• [WHAT IS EXPECTED]
Collect every line below that contains the word "this".

• [SUPPLIED RECORDS]
"""
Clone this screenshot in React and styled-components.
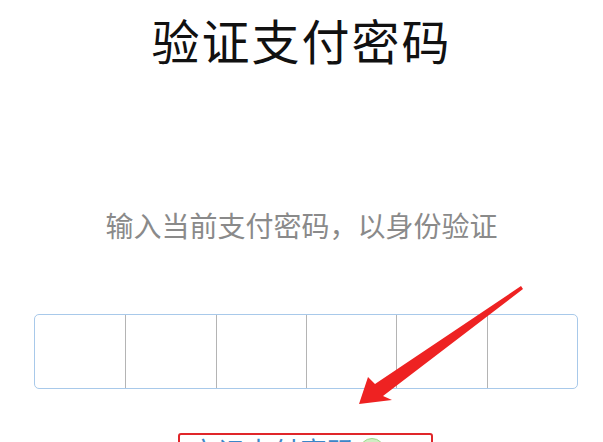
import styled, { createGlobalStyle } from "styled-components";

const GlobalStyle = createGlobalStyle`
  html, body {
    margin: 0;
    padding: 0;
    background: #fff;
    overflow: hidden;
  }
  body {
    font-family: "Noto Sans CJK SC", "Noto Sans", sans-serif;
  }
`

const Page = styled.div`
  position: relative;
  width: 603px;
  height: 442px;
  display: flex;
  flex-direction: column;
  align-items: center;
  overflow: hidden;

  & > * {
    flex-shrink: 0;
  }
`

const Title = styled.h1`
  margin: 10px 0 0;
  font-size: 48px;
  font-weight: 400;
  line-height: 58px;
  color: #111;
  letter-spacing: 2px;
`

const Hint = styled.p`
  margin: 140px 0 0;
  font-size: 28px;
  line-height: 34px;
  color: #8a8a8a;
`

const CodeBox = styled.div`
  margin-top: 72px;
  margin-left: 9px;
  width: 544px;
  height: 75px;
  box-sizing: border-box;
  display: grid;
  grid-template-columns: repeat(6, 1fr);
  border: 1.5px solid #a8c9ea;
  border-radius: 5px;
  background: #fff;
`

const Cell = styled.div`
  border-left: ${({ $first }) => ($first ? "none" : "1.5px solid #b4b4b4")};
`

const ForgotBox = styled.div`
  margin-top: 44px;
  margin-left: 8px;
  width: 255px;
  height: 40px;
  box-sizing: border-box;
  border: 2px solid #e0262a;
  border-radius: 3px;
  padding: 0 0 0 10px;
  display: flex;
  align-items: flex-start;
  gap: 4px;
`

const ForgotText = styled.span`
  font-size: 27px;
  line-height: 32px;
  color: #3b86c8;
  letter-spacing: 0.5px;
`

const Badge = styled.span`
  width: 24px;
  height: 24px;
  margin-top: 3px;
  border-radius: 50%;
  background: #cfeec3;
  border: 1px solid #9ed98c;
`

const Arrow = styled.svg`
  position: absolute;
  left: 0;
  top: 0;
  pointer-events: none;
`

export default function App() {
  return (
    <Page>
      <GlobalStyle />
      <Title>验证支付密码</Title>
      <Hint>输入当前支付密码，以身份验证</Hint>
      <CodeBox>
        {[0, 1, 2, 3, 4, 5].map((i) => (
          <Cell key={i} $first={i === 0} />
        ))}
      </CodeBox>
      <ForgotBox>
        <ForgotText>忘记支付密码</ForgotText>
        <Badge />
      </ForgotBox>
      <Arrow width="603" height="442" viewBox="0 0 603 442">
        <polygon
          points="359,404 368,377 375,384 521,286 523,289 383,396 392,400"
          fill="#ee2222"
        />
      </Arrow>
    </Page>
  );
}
"""
"""
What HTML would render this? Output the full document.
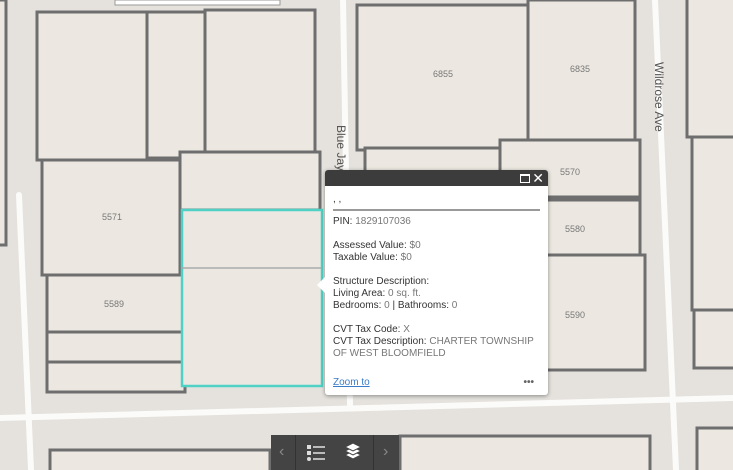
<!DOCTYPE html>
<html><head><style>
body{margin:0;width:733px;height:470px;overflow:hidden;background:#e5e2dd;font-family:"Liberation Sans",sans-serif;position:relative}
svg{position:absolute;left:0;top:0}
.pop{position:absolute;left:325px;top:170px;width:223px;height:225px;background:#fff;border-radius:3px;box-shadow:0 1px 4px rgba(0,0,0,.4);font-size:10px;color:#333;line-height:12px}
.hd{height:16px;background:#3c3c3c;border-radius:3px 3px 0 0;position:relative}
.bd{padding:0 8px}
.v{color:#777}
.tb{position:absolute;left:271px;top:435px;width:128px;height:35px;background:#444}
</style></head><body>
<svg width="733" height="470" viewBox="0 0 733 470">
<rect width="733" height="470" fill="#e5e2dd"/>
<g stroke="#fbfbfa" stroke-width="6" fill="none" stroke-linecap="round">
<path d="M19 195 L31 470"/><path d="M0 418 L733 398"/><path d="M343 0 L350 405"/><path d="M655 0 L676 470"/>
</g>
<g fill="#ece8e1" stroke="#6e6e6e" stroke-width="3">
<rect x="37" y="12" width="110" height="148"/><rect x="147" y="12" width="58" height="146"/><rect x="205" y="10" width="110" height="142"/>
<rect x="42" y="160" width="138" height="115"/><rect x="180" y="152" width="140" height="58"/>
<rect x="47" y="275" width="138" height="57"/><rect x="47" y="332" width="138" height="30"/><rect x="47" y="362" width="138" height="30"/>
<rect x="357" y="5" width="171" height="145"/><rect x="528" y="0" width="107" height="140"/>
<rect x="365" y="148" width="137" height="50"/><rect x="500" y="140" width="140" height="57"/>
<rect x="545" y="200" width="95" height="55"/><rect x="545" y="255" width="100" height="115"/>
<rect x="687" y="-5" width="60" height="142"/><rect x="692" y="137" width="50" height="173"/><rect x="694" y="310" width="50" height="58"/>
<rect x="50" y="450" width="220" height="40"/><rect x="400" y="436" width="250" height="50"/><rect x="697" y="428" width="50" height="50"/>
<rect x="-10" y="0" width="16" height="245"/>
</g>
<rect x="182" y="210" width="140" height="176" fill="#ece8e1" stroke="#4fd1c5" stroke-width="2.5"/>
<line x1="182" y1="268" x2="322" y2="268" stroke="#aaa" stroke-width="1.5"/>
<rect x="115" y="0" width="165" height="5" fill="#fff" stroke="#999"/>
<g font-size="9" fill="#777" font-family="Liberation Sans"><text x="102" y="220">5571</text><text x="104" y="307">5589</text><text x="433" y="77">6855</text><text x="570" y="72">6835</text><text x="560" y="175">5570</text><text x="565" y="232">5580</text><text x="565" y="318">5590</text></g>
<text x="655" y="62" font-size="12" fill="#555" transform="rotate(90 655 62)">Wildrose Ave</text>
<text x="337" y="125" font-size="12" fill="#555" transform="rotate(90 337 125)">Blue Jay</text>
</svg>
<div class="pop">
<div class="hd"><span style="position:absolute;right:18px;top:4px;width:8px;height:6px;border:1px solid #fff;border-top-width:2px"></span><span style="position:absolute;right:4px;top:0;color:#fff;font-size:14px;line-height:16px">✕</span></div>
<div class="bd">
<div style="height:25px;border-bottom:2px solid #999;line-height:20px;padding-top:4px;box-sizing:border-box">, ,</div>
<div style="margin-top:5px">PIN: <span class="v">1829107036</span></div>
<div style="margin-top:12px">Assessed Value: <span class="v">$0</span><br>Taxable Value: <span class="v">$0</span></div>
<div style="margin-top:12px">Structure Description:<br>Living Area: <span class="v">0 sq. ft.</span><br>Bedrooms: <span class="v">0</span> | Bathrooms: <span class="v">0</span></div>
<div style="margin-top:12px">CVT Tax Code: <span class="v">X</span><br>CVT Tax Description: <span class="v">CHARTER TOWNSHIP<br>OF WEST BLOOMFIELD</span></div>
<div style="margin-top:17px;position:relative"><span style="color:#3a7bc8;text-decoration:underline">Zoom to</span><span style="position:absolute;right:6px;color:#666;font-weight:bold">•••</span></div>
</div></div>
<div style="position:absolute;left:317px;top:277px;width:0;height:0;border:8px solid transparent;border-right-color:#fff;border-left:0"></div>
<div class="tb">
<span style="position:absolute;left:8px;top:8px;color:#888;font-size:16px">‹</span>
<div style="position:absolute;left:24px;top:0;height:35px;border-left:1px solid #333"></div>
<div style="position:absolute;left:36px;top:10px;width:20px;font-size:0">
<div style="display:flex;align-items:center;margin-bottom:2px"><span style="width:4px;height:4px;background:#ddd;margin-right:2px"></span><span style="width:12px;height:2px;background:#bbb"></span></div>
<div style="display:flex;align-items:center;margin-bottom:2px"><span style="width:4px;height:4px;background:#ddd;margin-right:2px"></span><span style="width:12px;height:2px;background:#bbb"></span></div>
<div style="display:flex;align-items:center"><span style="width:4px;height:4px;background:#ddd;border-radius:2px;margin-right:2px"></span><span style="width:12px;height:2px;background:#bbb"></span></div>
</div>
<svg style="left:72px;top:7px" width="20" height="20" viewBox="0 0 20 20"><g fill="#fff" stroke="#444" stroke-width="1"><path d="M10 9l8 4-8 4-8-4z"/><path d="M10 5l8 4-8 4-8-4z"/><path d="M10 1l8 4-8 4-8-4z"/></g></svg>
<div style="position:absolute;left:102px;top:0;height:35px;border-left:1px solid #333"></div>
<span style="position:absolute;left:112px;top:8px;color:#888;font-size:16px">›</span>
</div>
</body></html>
"""
• [EXERCISE SOLUTION]
Clone this screenshot in React and styled-components.
What HTML would render this? Output the full document.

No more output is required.